The AKP government programme also pays an attention to reduce capital obligations and increased employment level like other documents. After the announcement of the program, the Turkish minister of family and social policies said that “private sector can relax. So, we have prepared finally an economic programme which will remove barriers in front of the market. When you see the programme you’ll thank to us” (The 62nd government programme; 2014).

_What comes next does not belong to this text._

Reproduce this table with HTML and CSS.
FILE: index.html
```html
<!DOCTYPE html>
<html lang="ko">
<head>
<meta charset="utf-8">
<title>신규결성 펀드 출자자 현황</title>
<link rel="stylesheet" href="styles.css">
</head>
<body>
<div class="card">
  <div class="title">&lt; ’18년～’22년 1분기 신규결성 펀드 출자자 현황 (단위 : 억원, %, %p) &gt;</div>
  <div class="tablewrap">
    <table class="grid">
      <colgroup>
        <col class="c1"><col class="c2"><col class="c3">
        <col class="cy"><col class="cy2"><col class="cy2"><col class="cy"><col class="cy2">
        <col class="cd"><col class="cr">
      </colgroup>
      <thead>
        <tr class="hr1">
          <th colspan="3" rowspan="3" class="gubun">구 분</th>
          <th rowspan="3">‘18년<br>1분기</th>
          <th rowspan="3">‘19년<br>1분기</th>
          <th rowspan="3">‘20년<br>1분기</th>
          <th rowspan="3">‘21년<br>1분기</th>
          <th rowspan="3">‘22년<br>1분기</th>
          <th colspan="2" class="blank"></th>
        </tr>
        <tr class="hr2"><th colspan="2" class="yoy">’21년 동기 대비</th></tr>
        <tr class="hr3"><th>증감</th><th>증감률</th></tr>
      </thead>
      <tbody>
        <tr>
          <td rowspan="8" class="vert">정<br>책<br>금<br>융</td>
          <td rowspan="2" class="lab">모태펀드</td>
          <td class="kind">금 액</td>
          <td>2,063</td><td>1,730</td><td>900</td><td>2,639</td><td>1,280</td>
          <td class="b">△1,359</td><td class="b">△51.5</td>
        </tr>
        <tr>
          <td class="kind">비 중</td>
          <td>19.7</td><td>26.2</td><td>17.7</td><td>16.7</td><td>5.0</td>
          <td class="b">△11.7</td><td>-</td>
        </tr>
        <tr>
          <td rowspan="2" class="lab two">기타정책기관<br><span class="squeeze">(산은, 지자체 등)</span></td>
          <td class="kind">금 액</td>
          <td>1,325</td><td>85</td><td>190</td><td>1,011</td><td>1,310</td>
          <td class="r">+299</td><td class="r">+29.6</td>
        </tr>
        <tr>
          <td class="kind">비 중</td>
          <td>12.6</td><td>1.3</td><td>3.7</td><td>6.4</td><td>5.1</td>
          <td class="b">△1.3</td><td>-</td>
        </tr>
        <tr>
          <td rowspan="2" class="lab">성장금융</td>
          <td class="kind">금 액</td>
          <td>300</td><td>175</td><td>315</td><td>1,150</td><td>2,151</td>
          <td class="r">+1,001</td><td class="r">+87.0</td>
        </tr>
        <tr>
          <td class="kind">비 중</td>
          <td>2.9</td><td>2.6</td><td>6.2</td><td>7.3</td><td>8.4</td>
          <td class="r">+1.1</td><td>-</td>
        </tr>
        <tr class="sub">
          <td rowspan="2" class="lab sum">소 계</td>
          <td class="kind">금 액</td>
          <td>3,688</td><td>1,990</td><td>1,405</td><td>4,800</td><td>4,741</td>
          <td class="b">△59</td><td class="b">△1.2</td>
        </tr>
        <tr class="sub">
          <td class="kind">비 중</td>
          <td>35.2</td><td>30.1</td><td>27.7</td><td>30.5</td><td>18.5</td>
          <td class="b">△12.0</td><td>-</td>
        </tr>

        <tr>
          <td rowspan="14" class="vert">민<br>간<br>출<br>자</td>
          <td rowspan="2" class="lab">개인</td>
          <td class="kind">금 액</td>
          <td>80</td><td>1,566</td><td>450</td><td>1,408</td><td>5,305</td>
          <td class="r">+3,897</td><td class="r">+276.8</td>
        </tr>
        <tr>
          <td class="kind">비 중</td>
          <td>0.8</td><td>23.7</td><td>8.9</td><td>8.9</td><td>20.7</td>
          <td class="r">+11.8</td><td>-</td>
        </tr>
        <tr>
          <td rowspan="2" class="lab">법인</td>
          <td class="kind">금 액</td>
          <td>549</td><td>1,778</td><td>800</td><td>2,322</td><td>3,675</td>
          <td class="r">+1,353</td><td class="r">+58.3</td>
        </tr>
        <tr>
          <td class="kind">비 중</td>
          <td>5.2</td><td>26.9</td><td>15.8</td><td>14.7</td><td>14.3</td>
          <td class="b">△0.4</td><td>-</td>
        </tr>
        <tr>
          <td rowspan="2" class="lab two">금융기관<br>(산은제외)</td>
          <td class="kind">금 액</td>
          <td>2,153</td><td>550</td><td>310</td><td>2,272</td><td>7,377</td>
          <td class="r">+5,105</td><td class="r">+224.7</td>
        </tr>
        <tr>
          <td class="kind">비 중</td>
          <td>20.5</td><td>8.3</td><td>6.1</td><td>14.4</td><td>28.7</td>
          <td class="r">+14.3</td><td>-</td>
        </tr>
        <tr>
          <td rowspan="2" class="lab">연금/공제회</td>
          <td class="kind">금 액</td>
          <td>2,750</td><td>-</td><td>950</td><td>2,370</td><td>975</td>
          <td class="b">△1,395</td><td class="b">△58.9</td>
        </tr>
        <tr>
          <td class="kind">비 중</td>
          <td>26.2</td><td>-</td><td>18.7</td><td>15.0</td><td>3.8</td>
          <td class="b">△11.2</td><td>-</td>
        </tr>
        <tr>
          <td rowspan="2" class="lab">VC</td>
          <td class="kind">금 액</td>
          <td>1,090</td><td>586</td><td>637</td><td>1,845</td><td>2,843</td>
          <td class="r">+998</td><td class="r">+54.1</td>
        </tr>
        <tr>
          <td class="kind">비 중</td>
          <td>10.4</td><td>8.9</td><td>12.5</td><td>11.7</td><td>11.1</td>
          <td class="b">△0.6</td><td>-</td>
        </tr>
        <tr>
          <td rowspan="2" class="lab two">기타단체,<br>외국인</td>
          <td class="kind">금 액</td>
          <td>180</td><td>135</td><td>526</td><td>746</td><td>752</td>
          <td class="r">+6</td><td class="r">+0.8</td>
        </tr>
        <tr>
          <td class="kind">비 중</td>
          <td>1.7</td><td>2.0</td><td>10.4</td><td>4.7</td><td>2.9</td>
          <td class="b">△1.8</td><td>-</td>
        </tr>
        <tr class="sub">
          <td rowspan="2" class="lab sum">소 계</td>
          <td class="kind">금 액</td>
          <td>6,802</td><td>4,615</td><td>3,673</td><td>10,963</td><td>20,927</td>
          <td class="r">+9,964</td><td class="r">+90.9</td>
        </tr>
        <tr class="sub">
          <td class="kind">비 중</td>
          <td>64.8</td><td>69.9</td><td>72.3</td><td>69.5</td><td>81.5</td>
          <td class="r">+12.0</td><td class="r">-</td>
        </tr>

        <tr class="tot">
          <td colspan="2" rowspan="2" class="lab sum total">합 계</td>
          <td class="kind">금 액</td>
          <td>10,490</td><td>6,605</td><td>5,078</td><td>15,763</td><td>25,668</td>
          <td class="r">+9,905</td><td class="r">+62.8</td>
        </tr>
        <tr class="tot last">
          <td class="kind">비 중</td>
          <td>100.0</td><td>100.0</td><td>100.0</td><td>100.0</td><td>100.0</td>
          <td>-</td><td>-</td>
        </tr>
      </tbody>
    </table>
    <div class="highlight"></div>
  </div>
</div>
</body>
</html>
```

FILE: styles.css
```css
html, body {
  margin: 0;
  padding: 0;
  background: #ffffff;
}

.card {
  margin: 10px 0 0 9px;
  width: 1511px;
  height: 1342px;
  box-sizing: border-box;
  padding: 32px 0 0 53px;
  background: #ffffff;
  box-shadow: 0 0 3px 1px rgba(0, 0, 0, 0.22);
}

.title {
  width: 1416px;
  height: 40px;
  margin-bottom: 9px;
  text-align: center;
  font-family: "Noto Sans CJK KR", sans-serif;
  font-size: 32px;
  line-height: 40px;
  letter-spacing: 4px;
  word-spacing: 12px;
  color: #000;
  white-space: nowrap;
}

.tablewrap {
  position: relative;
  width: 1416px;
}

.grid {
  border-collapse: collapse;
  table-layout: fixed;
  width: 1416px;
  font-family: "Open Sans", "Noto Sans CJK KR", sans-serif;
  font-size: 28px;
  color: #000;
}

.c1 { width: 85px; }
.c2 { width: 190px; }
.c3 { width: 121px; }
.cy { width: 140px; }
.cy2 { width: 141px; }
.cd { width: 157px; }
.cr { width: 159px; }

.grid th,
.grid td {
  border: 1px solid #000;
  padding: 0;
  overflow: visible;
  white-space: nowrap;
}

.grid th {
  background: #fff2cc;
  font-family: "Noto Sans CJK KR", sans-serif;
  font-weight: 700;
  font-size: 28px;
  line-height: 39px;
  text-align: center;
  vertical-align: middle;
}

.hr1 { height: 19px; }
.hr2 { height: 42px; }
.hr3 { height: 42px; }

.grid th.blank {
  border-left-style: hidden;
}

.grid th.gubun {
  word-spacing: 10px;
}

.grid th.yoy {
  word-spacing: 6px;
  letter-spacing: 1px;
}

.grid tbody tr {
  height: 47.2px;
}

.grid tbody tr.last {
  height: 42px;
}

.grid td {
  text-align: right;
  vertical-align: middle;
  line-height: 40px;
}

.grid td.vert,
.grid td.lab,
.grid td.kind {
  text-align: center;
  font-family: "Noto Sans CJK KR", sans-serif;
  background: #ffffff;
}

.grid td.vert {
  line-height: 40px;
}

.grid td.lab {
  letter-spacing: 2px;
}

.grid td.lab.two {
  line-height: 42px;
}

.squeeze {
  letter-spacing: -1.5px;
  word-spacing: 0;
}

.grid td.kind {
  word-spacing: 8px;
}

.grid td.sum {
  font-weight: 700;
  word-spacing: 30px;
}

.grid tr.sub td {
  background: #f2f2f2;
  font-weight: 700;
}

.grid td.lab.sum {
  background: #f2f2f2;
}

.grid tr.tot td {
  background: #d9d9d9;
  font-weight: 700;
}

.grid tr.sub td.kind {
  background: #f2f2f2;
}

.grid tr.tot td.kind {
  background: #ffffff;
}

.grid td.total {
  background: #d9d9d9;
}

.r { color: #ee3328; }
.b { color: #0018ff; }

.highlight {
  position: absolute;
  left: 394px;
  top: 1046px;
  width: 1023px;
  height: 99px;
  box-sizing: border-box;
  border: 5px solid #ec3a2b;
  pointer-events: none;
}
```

Additionally, the programme included “temporary employment” “part-time working” for women.

Hence, NES (2013), as emphasized frequently, in the ninth development plan and government plans, is prepared to meet the demand of capital by “removing strictness of labour market” and “more flexibility”. In the document of strategy, “the concept of flexibility of labour market” is defined like that; “to adaptation fluctuations and changing which occur in the production process and putting, quickly and measurable stability between life and work as suitable changing requirements in life process for workers. Besides that definition it is also mentioned the requirements of urgent legal regulations for flexible working models (NES,2013).

Additionally in the strategy document; the concept of “employment guarantee” which means that guaranteed work not necessarily within the same company is used, instead of the concept of “employment security” which means the guarantee of employment at the same place and security work, gain an importance (NES, 2013). Furthermore, flexible employment forms and making necessary regulations have been stressed in continuity with other documents.